To indicate the sensitivity of results to the CPI assumption, a 0.1% per annum decrease in all CPI-linked assumptions, (including pension increases) for our U.K. plan, would reduce the value of the liabilities and therefore increase the pension surplus at December 31, 2025 by approximately $1.3 million and increase the projected 2026 income statement credit by approximately $0.1 million.
Pension increases
The pension increase assumptions have been set with reference to the corresponding CPI inflation assumption and take account of the caps and floors applicable to the various components of pension indexation.
Life expectancy
The life expectancies of male and female members aged 65 on 31 December 2025 are assumed to be 20.2 and 22.8 years, respectively, with the life expectancies of male and female members aged 65 on 31 December 2045 assumed to be 21.4 and 24.2 years, respectively.

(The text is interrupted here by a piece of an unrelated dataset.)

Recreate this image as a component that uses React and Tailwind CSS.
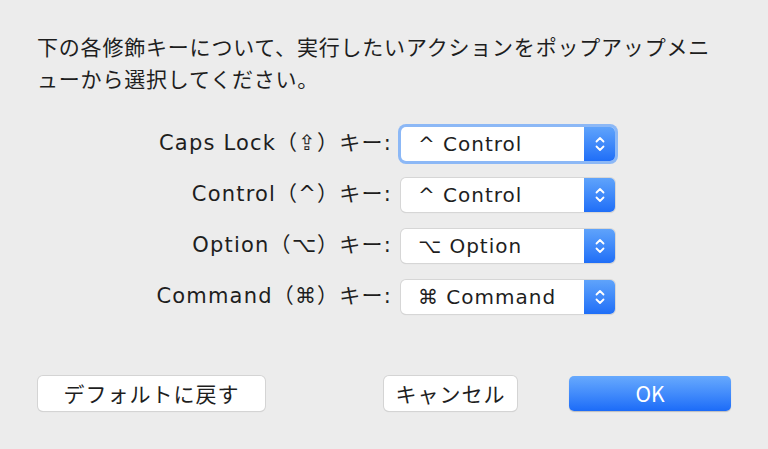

To indicate the sensitivity of results to the life expectancy assumption, a one year increase in assumed life expectancy on the U.K. plan could increase the value of the liabilities and therefore decrease the pension surplus at December 31, 2025 by approximately $6.7 million and decrease the projected 2026 income statement credit by approximately $0.7 million.
Expected rate of return
Our expected rate of return on plan assets for our U.K. plans was 5.30% in 2025, 5.80% in 2024 and 4.80% in 2023. The expected rate of return on our U.S. plans was n/a in 2025, 2024, and 2023. The expected rate of return is designed to be a long-term assumption that may be subject to considerable year-to-year variance from actual returns. In developing the expected long-term rate of return, we considered our historical returns, with consideration given to forecast economic conditions, our asset allocations, input from external consultants and broader longer-term market indices.
See ITEM 8, Note 15 of the Notes to Consolidated Financial Statements for further information regarding pension and other post-retirement plans.